Since the fall of 1995, I have taught history to 11th and 12th graders at Mississippi’s residential public high school, the Mississippi School for Mathematics and Science. MSMS is open on a competitive basis to students from all across the state. Working with young people from every geographic region of our state, I have developed research/performance projects that have served as models for programs in other areas. These experiences have not only fostered critical thinking among my students but also provided opportunities to contribute to our broader community. I like to say we are developing an “ethic of community participation” that will one day become an “ethic of leadership.”
The Eighth of May Emancipation Celebration project in Columbus, Mississippi, began with a realization that our community was hindered, in part, by regularly celebrating an incomplete understanding of our past. In a state where some joked “History is a growth industry” and where the African American population was the majority of the state and county population for over a century, the history and story of our community’s black citizens was hardly evident during annual celebrations and almost entirely absent from public memorials and historic markers. In fact, as the 21st century began, I was aware of only one state historic marker in our community that even mentioned the black community – and that was in the final sentence of a “C.S.A. Arsenal” historic marker that indicated, really as an afterthought, that a Confederate arsenal building was later the site of Union Academy, the first public school for African Americans in our community.
In his recently released “A Place Like Mississippi,” Ralph Eubanks has written that our past in Mississippi “lingers” and that if our past is not “confronted constructively” it can be destructive. He also observes, “In the South silence about difficult topics is a preferred method of social control.” With regard to our community’s African American story, the historical silence was deafening, and that silence was one factor holding back our community and state, limiting our progress.
Education can give a voice to the all-too-often silenced. So, during the 2005-06 school year, my African American History class created a platform for those voices. In partnership with our student-led Voices In Harmony choir, on the date Union troops arrived in Columbus in 1865, our MSMS Eighth of May Emancipation Celebration demonstrates that by learning and studying our past, our students can shape our future.
As a result, today our community has a firmer understanding of the contributions and challenges of individuals, like state Senator Robert Gleed, a business and political leader whose supporters suffered and died at the hands of a violent mob as they prepared to exercise their right to vote. Or like his daughter Anna Gleed, a teacher at Union Academy – a school whose teachers were threatened with hanging in the first months of its existence but also a school which freed men and women stood guard over for weeks to protect their chance at education and advancement.

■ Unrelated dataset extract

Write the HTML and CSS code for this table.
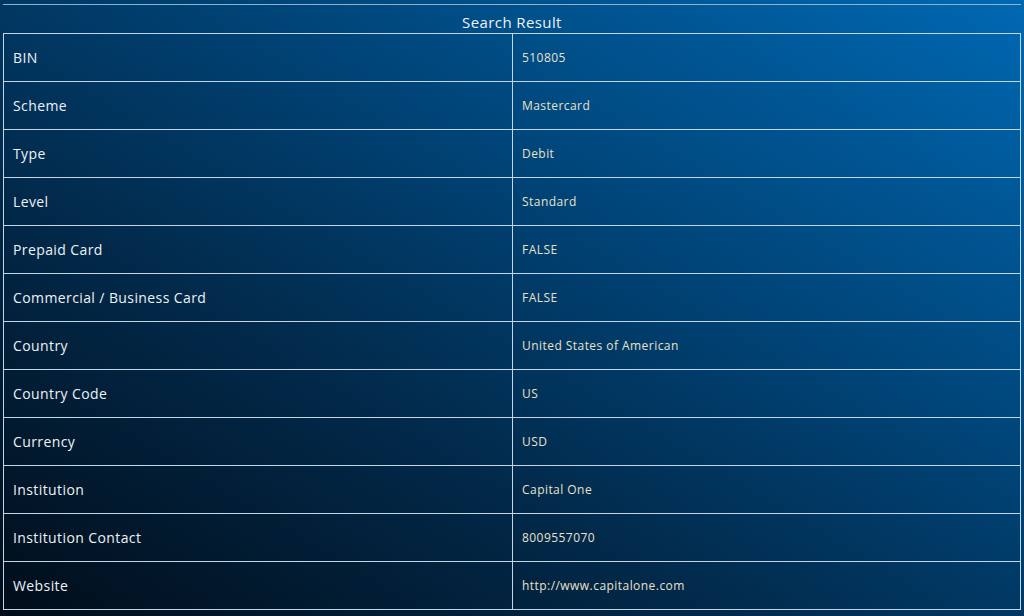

Or like Richard Denthrift Littlejohn, a publisher who was not only a delegate to the 1896 Republican National Convention but also joined an effort to integrate the national convention of Masons in 1893. Or, like professor William Isaac Mitchell and his family; or, like businessman Allen Rabb and his extended family; or, like … The list goes on and history continues to be studied and learned as these names become more common on the tongues of students and to the ears of the community. (A portion of the presentation is featured in the HBO documentary “Our Towns.”)

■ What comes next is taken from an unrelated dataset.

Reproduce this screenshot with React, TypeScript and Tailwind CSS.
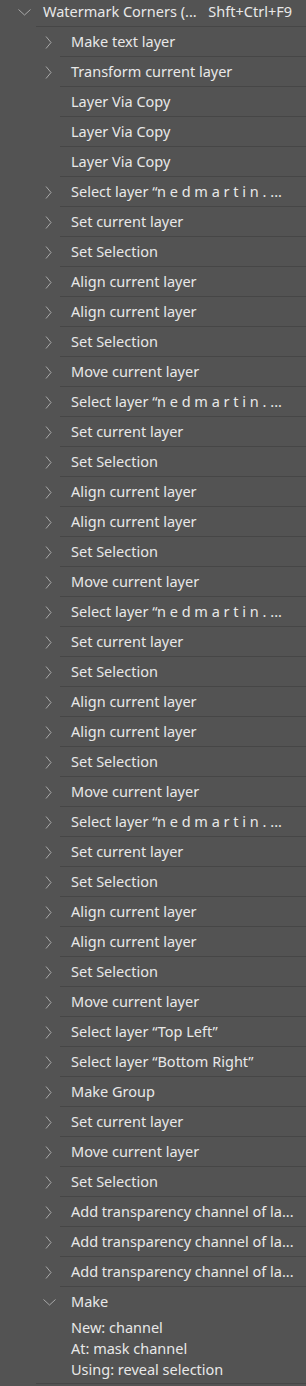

These, as well as others whose stories we’ve shared through performance, were individuals who helped weave the fabric of this community during the late-19th and early-20th centuries. Not acknowledging their contributions as well as the broader African American community they represented was like holding up a quilt to admire, only to recognize the defining feature of its nature of incompletion.
Over the past 15 years, our community has embraced a more complete telling of our history. A state historic marker now graces the historic Sandfield Cemetery, placed there through a City partnership with one of the local garden clubs. A monument celebrating 155 years of education at Union Academy was erected last year. Multiple state historic markers and Mississippi Blues Trail markers have been erected in our community celebrating our African American story. An African American Heritage tour brochure was published utilizing information uncovered by myself and my students. It seems Columbus has moved closer to recognizing our community’s progress and future are, at least in part, dependent upon understanding and celebrating all of those who have contributed to our present.
People in other parts of the country have shown great, and increasing, interest in hearing the story of how we now tell our history more fully because Columbus, Mississippi is not alone in its uncomfortable ignoring of its past, its awkward silencing of certain parts of its story. And, I’ve been invited to share our story because others want to know if they might be able to follow in our footsteps.
While teachers or community leaders have wanted to know more about instituting similar programs at their schools or in their communities, I’ve also been met with folks who have essentially said, “That won’t work for us” or “We couldn’t do that in our town.”
My response is, “Yes, it can work for you”, and “Yes, you can do this in your town.”
If students from across Mississippi can give voice to the silenced in Columbus and work together to confront difficult topics constructively, it can be done in your town, too.
If members of our community can learn about their neighbors’ ancestors with a heart open to acknowledging injustices while also celebrating triumphs, it can be done in your town, too.
“Our Towns” is part of a growing body of evidence that across this great country people are helping their communities grow and progress. They are doing so by working together to confront difficult topics constructively.
They realize the world you can change really is the world you can reach out and touch. I believe this in my bones.